Work instructions:
Give the data below again exactly as written, without its pictures.
__________
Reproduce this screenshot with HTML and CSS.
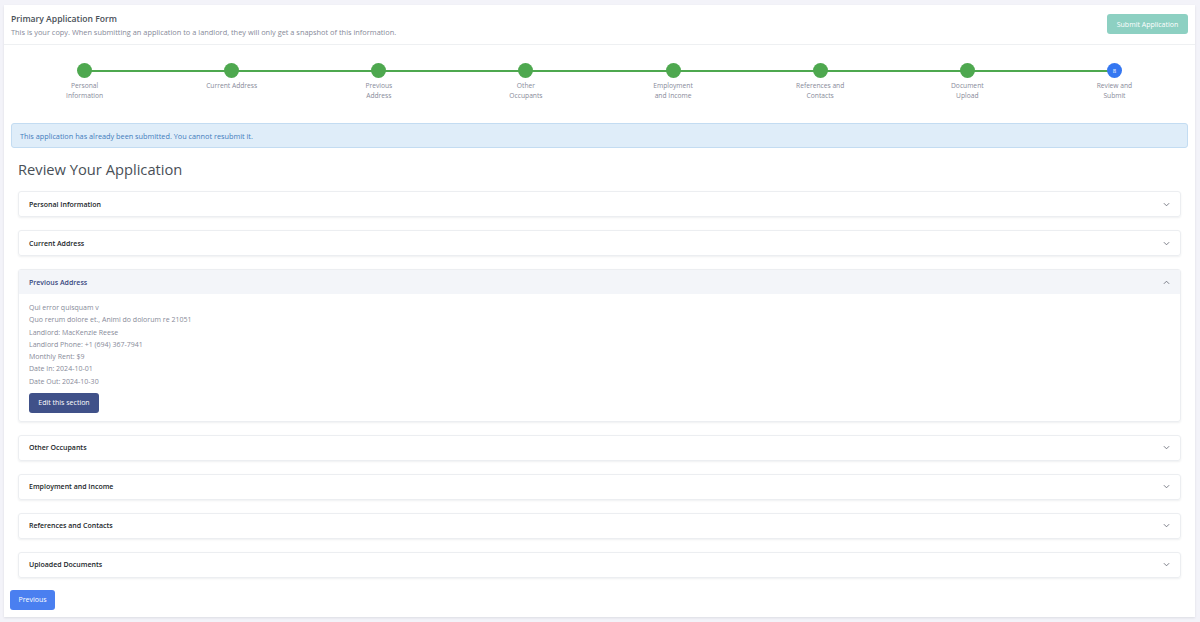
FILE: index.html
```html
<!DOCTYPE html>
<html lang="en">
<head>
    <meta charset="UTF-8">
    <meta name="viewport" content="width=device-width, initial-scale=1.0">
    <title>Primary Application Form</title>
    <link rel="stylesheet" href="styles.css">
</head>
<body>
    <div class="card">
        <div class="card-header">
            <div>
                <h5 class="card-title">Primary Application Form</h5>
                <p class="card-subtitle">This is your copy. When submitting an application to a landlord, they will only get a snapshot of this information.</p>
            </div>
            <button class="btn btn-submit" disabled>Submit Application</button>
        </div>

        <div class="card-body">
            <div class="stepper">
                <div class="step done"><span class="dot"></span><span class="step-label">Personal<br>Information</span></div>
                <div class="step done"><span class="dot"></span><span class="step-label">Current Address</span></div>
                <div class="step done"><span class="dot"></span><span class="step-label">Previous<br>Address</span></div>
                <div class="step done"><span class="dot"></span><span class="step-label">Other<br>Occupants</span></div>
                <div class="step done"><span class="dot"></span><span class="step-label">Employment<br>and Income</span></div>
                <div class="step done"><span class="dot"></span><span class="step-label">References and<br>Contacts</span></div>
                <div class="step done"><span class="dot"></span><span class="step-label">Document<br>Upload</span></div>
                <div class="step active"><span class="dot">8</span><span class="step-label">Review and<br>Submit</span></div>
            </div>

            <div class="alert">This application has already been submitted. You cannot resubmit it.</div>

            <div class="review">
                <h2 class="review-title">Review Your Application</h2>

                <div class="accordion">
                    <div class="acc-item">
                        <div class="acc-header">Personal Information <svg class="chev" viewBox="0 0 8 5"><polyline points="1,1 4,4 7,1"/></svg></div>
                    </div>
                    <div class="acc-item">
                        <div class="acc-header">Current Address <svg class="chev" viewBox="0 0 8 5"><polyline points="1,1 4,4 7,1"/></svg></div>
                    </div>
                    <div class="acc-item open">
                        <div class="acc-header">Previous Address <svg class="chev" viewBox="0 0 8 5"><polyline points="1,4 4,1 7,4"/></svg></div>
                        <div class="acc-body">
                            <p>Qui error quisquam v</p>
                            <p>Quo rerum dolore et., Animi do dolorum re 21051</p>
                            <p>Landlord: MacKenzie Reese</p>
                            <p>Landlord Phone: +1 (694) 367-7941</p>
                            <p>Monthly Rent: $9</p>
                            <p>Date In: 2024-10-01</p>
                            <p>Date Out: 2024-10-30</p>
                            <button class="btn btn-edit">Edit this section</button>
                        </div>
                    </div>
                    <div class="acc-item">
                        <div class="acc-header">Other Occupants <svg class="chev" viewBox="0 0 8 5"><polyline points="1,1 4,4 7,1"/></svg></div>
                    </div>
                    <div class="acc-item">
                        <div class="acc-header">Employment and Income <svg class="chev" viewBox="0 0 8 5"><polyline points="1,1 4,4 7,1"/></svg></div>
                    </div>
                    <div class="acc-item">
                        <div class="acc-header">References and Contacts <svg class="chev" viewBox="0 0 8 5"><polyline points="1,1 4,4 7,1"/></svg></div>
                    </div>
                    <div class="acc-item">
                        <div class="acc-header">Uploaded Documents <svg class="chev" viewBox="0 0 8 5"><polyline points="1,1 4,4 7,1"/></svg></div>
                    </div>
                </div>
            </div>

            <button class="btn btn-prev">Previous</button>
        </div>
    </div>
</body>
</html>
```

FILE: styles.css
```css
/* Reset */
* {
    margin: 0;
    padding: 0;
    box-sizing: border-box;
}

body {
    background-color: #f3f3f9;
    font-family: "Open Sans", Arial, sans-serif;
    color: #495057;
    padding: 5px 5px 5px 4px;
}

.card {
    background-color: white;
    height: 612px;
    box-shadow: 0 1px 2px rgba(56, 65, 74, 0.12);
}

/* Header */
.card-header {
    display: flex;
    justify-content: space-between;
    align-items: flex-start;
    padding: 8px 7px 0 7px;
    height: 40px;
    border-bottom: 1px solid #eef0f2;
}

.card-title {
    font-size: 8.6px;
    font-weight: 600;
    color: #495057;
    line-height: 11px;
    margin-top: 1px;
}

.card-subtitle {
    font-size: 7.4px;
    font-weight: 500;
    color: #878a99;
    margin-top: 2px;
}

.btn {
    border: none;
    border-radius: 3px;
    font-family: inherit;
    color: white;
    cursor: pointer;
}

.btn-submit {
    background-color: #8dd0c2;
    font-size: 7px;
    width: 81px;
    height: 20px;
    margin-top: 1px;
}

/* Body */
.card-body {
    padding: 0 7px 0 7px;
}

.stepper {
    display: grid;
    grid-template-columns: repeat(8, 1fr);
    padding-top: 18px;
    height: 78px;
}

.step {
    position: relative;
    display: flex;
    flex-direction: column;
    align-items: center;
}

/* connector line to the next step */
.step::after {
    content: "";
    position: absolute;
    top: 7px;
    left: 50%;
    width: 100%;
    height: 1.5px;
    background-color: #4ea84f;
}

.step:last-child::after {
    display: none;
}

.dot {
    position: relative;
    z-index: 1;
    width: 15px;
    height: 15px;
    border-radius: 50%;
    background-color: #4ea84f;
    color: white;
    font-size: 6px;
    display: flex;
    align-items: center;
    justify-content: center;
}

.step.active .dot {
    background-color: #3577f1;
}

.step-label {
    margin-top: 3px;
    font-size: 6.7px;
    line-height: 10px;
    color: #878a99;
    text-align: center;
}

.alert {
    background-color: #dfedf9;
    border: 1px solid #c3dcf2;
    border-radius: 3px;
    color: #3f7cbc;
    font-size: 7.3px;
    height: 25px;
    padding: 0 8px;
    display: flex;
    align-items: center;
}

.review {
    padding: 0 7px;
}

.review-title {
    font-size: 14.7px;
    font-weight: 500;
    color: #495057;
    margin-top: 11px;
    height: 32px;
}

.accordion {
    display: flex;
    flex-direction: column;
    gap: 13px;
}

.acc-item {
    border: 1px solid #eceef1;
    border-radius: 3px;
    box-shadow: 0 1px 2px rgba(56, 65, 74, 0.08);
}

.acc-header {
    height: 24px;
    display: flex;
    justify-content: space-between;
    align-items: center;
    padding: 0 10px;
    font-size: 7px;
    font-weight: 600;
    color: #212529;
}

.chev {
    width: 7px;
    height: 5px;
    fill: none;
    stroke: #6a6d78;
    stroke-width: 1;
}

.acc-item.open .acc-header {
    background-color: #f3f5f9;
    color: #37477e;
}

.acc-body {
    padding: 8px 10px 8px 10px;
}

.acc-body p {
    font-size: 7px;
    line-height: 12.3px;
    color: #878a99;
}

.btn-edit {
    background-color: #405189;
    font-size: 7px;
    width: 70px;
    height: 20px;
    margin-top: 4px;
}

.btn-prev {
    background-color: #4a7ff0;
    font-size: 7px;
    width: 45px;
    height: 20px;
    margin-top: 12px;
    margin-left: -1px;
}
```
__________
In response:
Reproduce this screenshot with HTML and CSS.
FILE: index.html
```html
<!DOCTYPE html>
<html lang="en">
<head>
    <meta charset="UTF-8">
    <meta name="viewport" content="width=device-width, initial-scale=1.0">
    <title>Primary Application Form</title>
    <link rel="stylesheet" href="styles.css">
</head>
<body>
    <div class="card">
        <div class="card-header">
            <div>
                <h5 class="card-title">Primary Application Form</h5>
                <p class="card-subtitle">This is your copy. When submitting an application to a landlord, they will only get a snapshot of this information.</p>
            </div>
            <button class="btn btn-submit" disabled>Submit Application</button>
        </div>

        <div class="card-body">
            <div class="stepper">
                <div class="step done"><span class="dot"></span><span class="step-label">Personal<br>Information</span></div>
                <div class="step done"><span class="dot"></span><span class="step-label">Current Address</span></div>
                <div class="step done"><span class="dot"></span><span class="step-label">Previous<br>Address</span></div>
                <div class="step done"><span class="dot"></span><span class="step-label">Other<br>Occupants</span></div>
                <div class="step done"><span class="dot"></span><span class="step-label">Employment<br>and Income</span></div>
                <div class="step done"><span class="dot"></span><span class="step-label">References and<br>Contacts</span></div>
                <div class="step done"><span class="dot"></span><span class="step-label">Document<br>Upload</span></div>
                <div class="step active"><span class="dot">8</span><span class="step-label">Review and<br>Submit</span></div>
            </div>

            <div class="alert">This application has already been submitted. You cannot resubmit it.</div>

            <div class="review">
                <h2 class="review-title">Review Your Application</h2>

                <div class="accordion">
                    <div class="acc-item">
                        <div class="acc-header">Personal Information <svg class="chev" viewBox="0 0 8 5"><polyline points="1,1 4,4 7,1"/></svg></div>
                    </div>
                    <div class="acc-item">
                        <div class="acc-header">Current Address <svg class="chev" viewBox="0 0 8 5"><polyline points="1,1 4,4 7,1"/></svg></div>
                    </div>
                    <div class="acc-item open">
                        <div class="acc-header">Previous Address <svg class="chev" viewBox="0 0 8 5"><polyline points="1,4 4,1 7,4"/></svg></div>
                        <div class="acc-body">
                            <p>Qui error quisquam v</p>
                            <p>Quo rerum dolore et., Animi do dolorum re 21051</p>
                            <p>Landlord: MacKenzie Reese</p>
                            <p>Landlord Phone: +1 (694) 367-7941</p>
                            <p>Monthly Rent: $9</p>
                            <p>Date In: 2024-10-01</p>
                            <p>Date Out: 2024-10-30</p>
                            <button class="btn btn-edit">Edit this section</button>
                        </div>
                    </div>
                    <div class="acc-item">
                        <div class="acc-header">Other Occupants <svg class="chev" viewBox="0 0 8 5"><polyline points="1,1 4,4 7,1"/></svg></div>
                    </div>
                    <div class="acc-item">
                        <div class="acc-header">Employment and Income <svg class="chev" viewBox="0 0 8 5"><polyline points="1,1 4,4 7,1"/></svg></div>
                    </div>
                    <div class="acc-item">
                        <div class="acc-header">References and Contacts <svg class="chev" viewBox="0 0 8 5"><polyline points="1,1 4,4 7,1"/></svg></div>
                    </div>
                    <div class="acc-item">
                        <div class="acc-header">Uploaded Documents <svg class="chev" viewBox="0 0 8 5"><polyline points="1,1 4,4 7,1"/></svg></div>
                    </div>
                </div>
            </div>

            <button class="btn btn-prev">Previous</button>
        </div>
    </div>
</body>
</html>
```

FILE: styles.css
```css
/* Reset */
* {
    margin: 0;
    padding: 0;
    box-sizing: border-box;
}

body {
    background-color: #f3f3f9;
    font-family: "Open Sans", Arial, sans-serif;
    color: #495057;
    padding: 5px 5px 5px 4px;
}

.card {
    background-color: white;
    height: 612px;
    box-shadow: 0 1px 2px rgba(56, 65, 74, 0.12);
}

/* Header */
.card-header {
    display: flex;
    justify-content: space-between;
    align-items: flex-start;
    padding: 8px 7px 0 7px;
    height: 40px;
    border-bottom: 1px solid #eef0f2;
}

.card-title {
    font-size: 8.6px;
    font-weight: 600;
    color: #495057;
    line-height: 11px;
    margin-top: 1px;
}

.card-subtitle {
    font-size: 7.4px;
    font-weight: 500;
    color: #878a99;
    margin-top: 2px;
}

.btn {
    border: none;
    border-radius: 3px;
    font-family: inherit;
    color: white;
    cursor: pointer;
}

.btn-submit {
    background-color: #8dd0c2;
    font-size: 7px;
    width: 81px;
    height: 20px;
    margin-top: 1px;
}

/* Body */
.card-body {
    padding: 0 7px 0 7px;
}

.stepper {
    display: grid;
    grid-template-columns: repeat(8, 1fr);
    padding-top: 18px;
    height: 78px;
}

.step {
    position: relative;
    display: flex;
    flex-direction: column;
    align-items: center;
}

/* connector line to the next step */
.step::after {
    content: "";
    position: absolute;
    top: 7px;
    left: 50%;
    width: 100%;
    height: 1.5px;
    background-color: #4ea84f;
}

.step:last-child::after {
    display: none;
}

.dot {
    position: relative;
    z-index: 1;
    width: 15px;
    height: 15px;
    border-radius: 50%;
    background-color: #4ea84f;
    color: white;
    font-size: 6px;
    display: flex;
    align-items: center;
    justify-content: center;
}

.step.active .dot {
    background-color: #3577f1;
}

.step-label {
    margin-top: 3px;
    font-size: 6.7px;
    line-height: 10px;
    color: #878a99;
    text-align: center;
}

.alert {
    background-color: #dfedf9;
    border: 1px solid #c3dcf2;
    border-radius: 3px;
    color: #3f7cbc;
    font-size: 7.3px;
    height: 25px;
    padding: 0 8px;
    display: flex;
    align-items: center;
}

.review {
    padding: 0 7px;
}

.review-title {
    font-size: 14.7px;
    font-weight: 500;
    color: #495057;
    margin-top: 11px;
    height: 32px;
}

.accordion {
    display: flex;
    flex-direction: column;
    gap: 13px;
}

.acc-item {
    border: 1px solid #eceef1;
    border-radius: 3px;
    box-shadow: 0 1px 2px rgba(56, 65, 74, 0.08);
}

.acc-header {
    height: 24px;
    display: flex;
    justify-content: space-between;
    align-items: center;
    padding: 0 10px;
    font-size: 7px;
    font-weight: 600;
    color: #212529;
}

.chev {
    width: 7px;
    height: 5px;
    fill: none;
    stroke: #6a6d78;
    stroke-width: 1;
}

.acc-item.open .acc-header {
    background-color: #f3f5f9;
    color: #37477e;
}

.acc-body {
    padding: 8px 10px 8px 10px;
}

.acc-body p {
    font-size: 7px;
    line-height: 12.3px;
    color: #878a99;
}

.btn-edit {
    background-color: #405189;
    font-size: 7px;
    width: 70px;
    height: 20px;
    margin-top: 4px;
}

.btn-prev {
    background-color: #4a7ff0;
    font-size: 7px;
    width: 45px;
    height: 20px;
    margin-top: 12px;
    margin-left: -1px;
}
```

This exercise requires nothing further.